To maximize efficiency in using coupons, I draft an itinerary for each day. Though we always go off script a few times to watch our favorite teams, it’s a good tool to avoid having six guys standing around deferring to each other on where to go next. For example, here’s the plan for Wednesday on this year’s trip. (No basketball games on that day.)

Wednesday, March 15

9:00 AM……………………..Breakfast at Hash House A-Go-Go (CET comps)

10:00 AM…………………….Poker tournament at Harrah’s OR Flamingo

1:00 PM……………………..Gold Coast/Palms/Rio (GC Senior Wednesday drawing at 4:30)

6:00 PM……………………..Dinner at Hard Rock ($7.77 Gamblers Special)

7:00 PM……………………..Double Down Saloon

8:00 PM.…………………….Ellis Island match plays

Since breakfast and dinner are often buffets, we only plan two meals a day. Hash House A-Go-Go is not a buffet, but serves huge portions (think platter-sized waffles and 36-oz. Bloody Marys). Though there are no coupons available, we use the minimal comp dollars we generate gambling to cut the cost.
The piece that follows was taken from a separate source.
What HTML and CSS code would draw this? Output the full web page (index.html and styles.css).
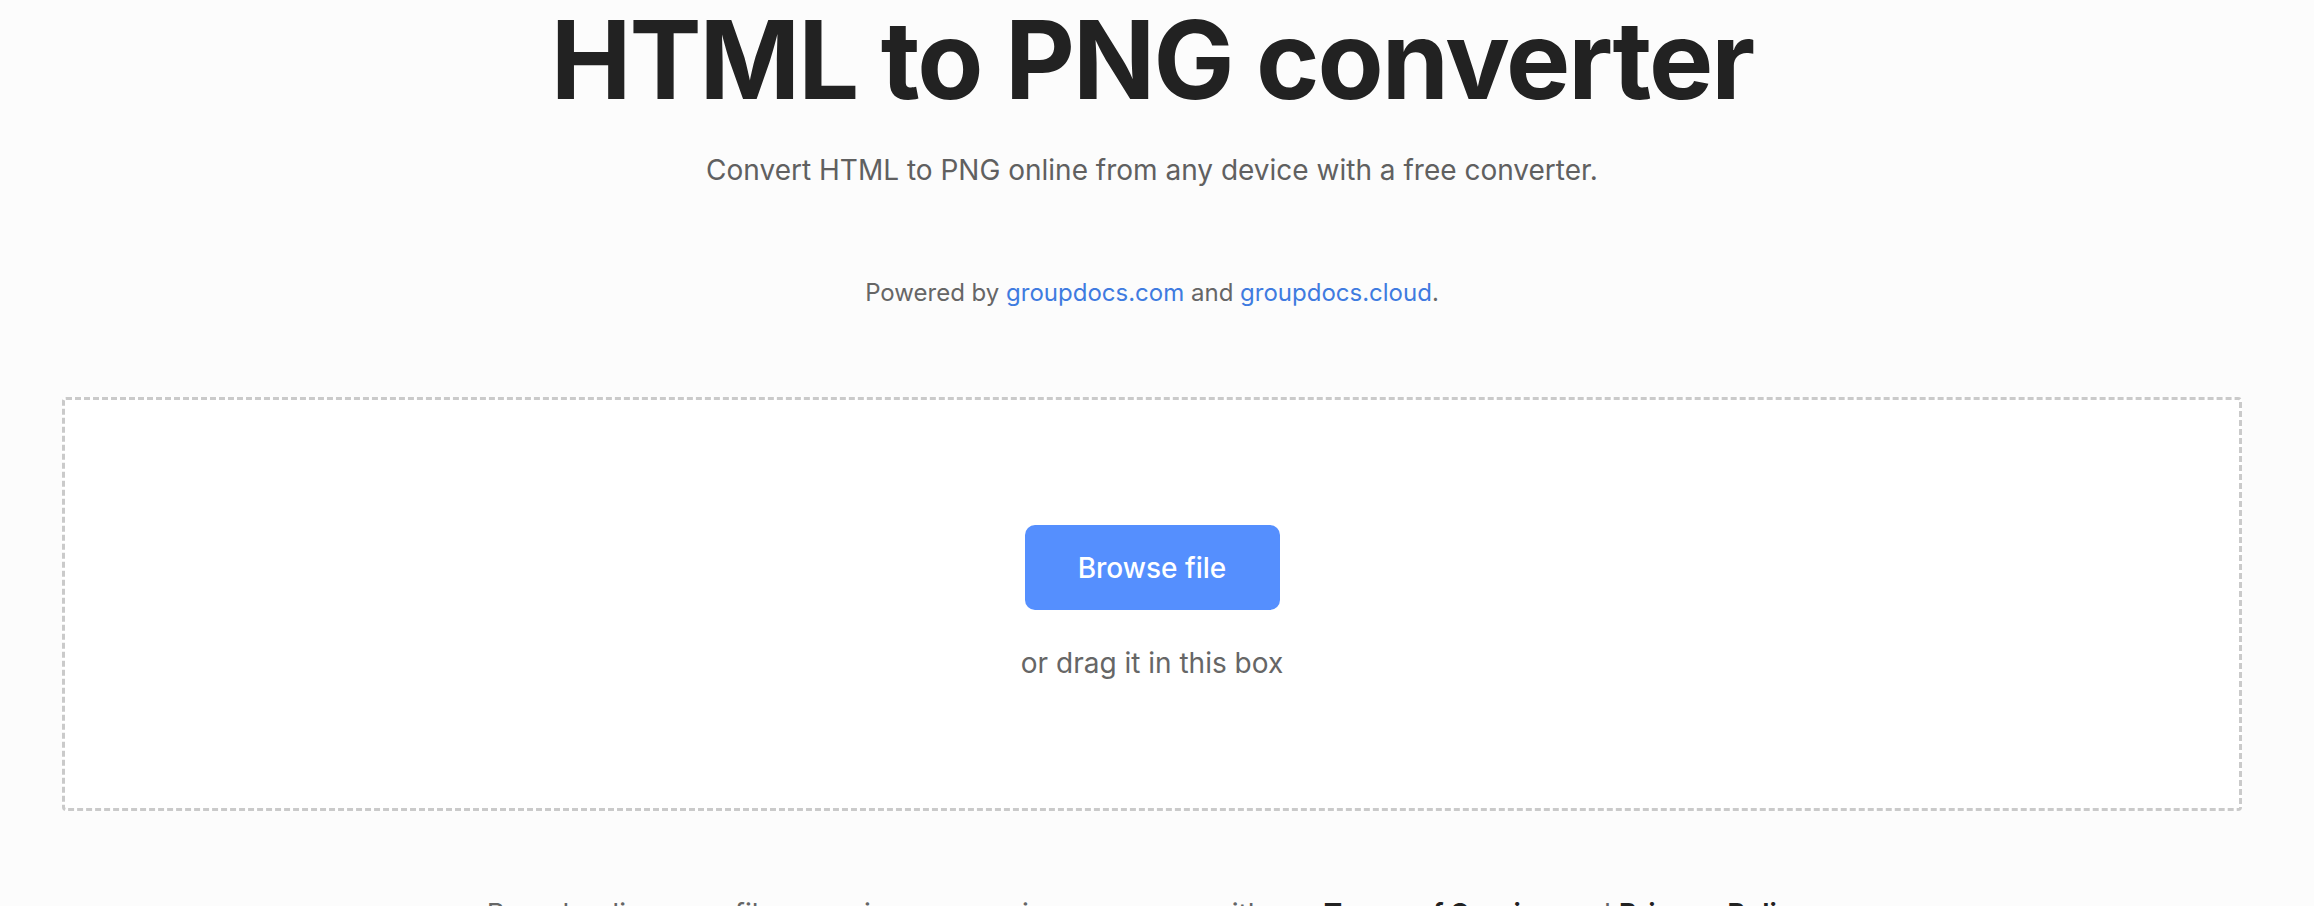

We usually hit the Gold Coast at some point anyway, so we might as well go when there’s a cash drawing for seniors. The gambler’s special at the Hard Rock is a decent steak and shrimp dinner for less than $8. Then we wind up at Ellis island to exploit a number of match play coupons from our books ($10 free slot play, $10 table game match play, and $25 free bet).  


If you know where to look (and we do), there are free shuttle buses to get between the strip and off-strip casinos. If you don’t want to wait around for the shuttle, Lyft is a cheap alternative to taxis.

So if you put in a little effort and it doesn’t embarrass you to use coupons, you can still have a fun, reasonably-priced trip to Vegas. As long as you don’t drink alcohol while playing No-Limit Texas Hold’ Em. Trust me on this.